Newfoundland’s hiking runs the full span from easy to genuinely remote, and the mix of coastal cliffs, boreal forest, barrens (treeless highlands of bog, rock, and tundra-like vegetation), and fjord terrain gives it a range no other Atlantic province can match. The East Coast Trail (336km between Topsail Beach and Cappahayden, in 25 distinct sections) follows the Avalon’s dramatic coastline — sea stacks, waterfalls dropping straight into the ocean, whalebone coves, abandoned outport settlements, and St. John’s skyline views from the Cape St. Francis section — and stands as Atlantic Canada’s most ambitious multi-day coastal route. Gros Morne National Park’s Gros Morne Mountain trail (17km return, 806m summit, a steep scramble on loose rock to the plateau) is the park’s headline objective, with weather-dependent views over the whole western fjord landscape. The Long Range Traverse (35km, three to five days, permit and wilderness-navigation skills required) crosses Gros Morne’s backcountry plateau and counts as Newfoundland’s most demanding and rewarding wilderness walk. The Tablelands Trail (4km return, Woody Point) is the park’s easiest and most geologically remarkable short walk.
What does Cape St. Mary’s Ecological Reserve offer?
Cape St. Mary’s Ecological Reserve, on the southwestern tip of the Avalon Peninsula about 200km from St. John’s, holds the most approachable northern gannet colony in the world: roughly 30,000 northern gannets (plus kittiwakes, murres, and razorbills) nest on Bird Rock, a detached sea stack just a few metres from the cliff-edge viewing platform.
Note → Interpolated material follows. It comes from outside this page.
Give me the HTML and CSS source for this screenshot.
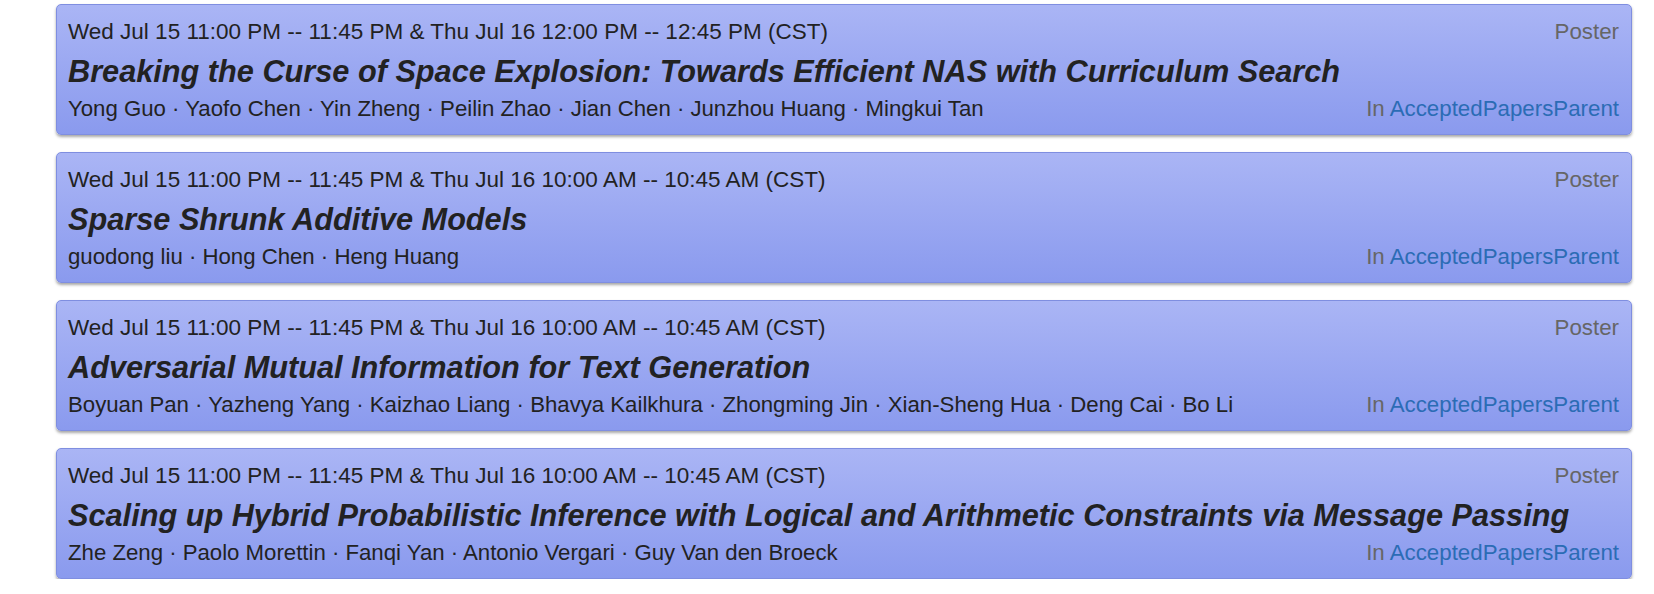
FILE: index.html
```html
<!DOCTYPE html>
<html>
<head>
<meta charset="utf-8">
<link rel="stylesheet" href="styles.css">
</head>
<body>
<div class="list">
  <div class="card">
    <div class="row">
      <div class="date">Wed Jul 15 11:00 PM -- 11:45 PM &amp; Thu Jul 16 12:00 PM -- 12:45 PM (CST)</div>
      <div class="type">Poster</div>
    </div>
    <div class="title">Breaking the Curse of Space Explosion: Towards Efficient NAS with Curriculum Search</div>
    <div class="row">
      <div class="authors">Yong Guo · Yaofo Chen · Yin Zheng · Peilin Zhao · Jian Chen · Junzhou Huang · Mingkui Tan</div>
      <div class="parent">In <a href="#">AcceptedPapersParent</a></div>
    </div>
  </div>
  <div class="card">
    <div class="row">
      <div class="date">Wed Jul 15 11:00 PM -- 11:45 PM &amp; Thu Jul 16 10:00 AM -- 10:45 AM (CST)</div>
      <div class="type">Poster</div>
    </div>
    <div class="title">Sparse Shrunk Additive Models</div>
    <div class="row">
      <div class="authors">guodong liu · Hong Chen · Heng Huang</div>
      <div class="parent">In <a href="#">AcceptedPapersParent</a></div>
    </div>
  </div>
  <div class="card">
    <div class="row">
      <div class="date">Wed Jul 15 11:00 PM -- 11:45 PM &amp; Thu Jul 16 10:00 AM -- 10:45 AM (CST)</div>
      <div class="type">Poster</div>
    </div>
    <div class="title">Adversarial Mutual Information for Text Generation</div>
    <div class="row">
      <div class="authors">Boyuan Pan · Yazheng Yang · Kaizhao Liang · Bhavya Kailkhura · Zhongming Jin · Xian-Sheng Hua · Deng Cai · Bo Li</div>
      <div class="parent">In <a href="#">AcceptedPapersParent</a></div>
    </div>
  </div>
  <div class="card">
    <div class="row">
      <div class="date">Wed Jul 15 11:00 PM -- 11:45 PM &amp; Thu Jul 16 10:00 AM -- 10:45 AM (CST)</div>
      <div class="type">Poster</div>
    </div>
    <div class="title">Scaling up Hybrid Probabilistic Inference with Logical and Arithmetic Constraints via Message Passing</div>
    <div class="row">
      <div class="authors">Zhe Zeng · Paolo Morettin · Fanqi Yan · Antonio Vergari · Guy Van den Broeck</div>
      <div class="parent">In <a href="#">AcceptedPapersParent</a></div>
    </div>
  </div>
</div>
</body>
</html>
```

FILE: styles.css
```css
html, body {
  margin: 0;
  padding: 0;
  background: #ffffff;
}
body {
  font-family: "Liberation Sans", Arial, sans-serif;
  color: #222222;
}
.list {
  display: flex;
  flex-direction: column;
  gap: 17px;
  padding: 4px 22px 0 56px;
}
.card {
  border: 1px solid #7f8ee0;
  border-radius: 5px;
  background: linear-gradient(to bottom, #aab5f5 0%, #8a9aee 100%);
  box-shadow: 0 2px 3px rgba(0, 0, 0, 0.35);
  padding: 14px 12px 12px 11px;
}
.row {
  display: flex;
  justify-content: space-between;
  align-items: center;
  font-size: 22.3px;
  line-height: 26px;
}
.date {
  font-size: 22.5px;
  color: #222222;
  white-space: nowrap;
}
.authors {
  font-size: 22.2px;
  color: #222222;
  white-space: nowrap;
}
.type {
  color: #666666;
}
.parent {
  color: #666666;
}
.parent a {
  color: #2b6cb5;
  text-decoration: none;
}
.title {
  font-size: 30.7px;
  font-weight: bold;
  font-style: italic;
  line-height: 40px;
  margin: 7px 0 4px 0;
  color: #222222;
  white-space: nowrap;
}
```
Unlike the Bonaventure Island gannet colony in Quebec, reachable only by boat, the Cape St. Mary’s gannets can be watched from land at 10 to 30 metres — about as close as any seabird colony you can reach on foot in North America. The drive in crosses the barrens of the southern Avalon (the most extensive coastal barrens on the island, home to a woodland caribou herd) and delivers the full sensory weight of the Newfoundland coast: fog, the smell of salt and seabird, the roar of thousands of gannets on Bird Rock. The visitor centre frames the reserve, and the still-active light at Cape St. Mary’s is among the most remote staffed light stations in the province.
What does winter outdoor recreation offer in Newfoundland?
Newfoundland’s winter recreation rides on the island’s extraordinary snowfall — maritime moisture off the North Atlantic meeting cold continental air to produce some of the deepest, most dependable snow in eastern Canada, with Corner Brook and the Avalon highlands taking 300 to 400cm or more a year. Marble Mountain Resort (Corner Brook, 536m vertical, 43 runs, the largest ski area in Atlantic Canada) anchors the island’s lift-served skiing, with a season that can stretch into late April. By participation, snowmobiling is the most widely practised winter sport here: more than 5,000km of trails, including the network organized by the Newfoundland and Labrador Snowmobile Federation, link communities across boreal terrain that is otherwise hard to reach. Dog sledding around Happy Valley-Goose Bay brings in the territorial side of winter recreation. Cross-country skiing at Pippy Park in St. John’s and on Marble Mountain’s groomed trails covers both urban and resort options, and ice fishing for trout on the frozen barrens ponds remains a genuinely popular pastime on the Avalon Peninsula.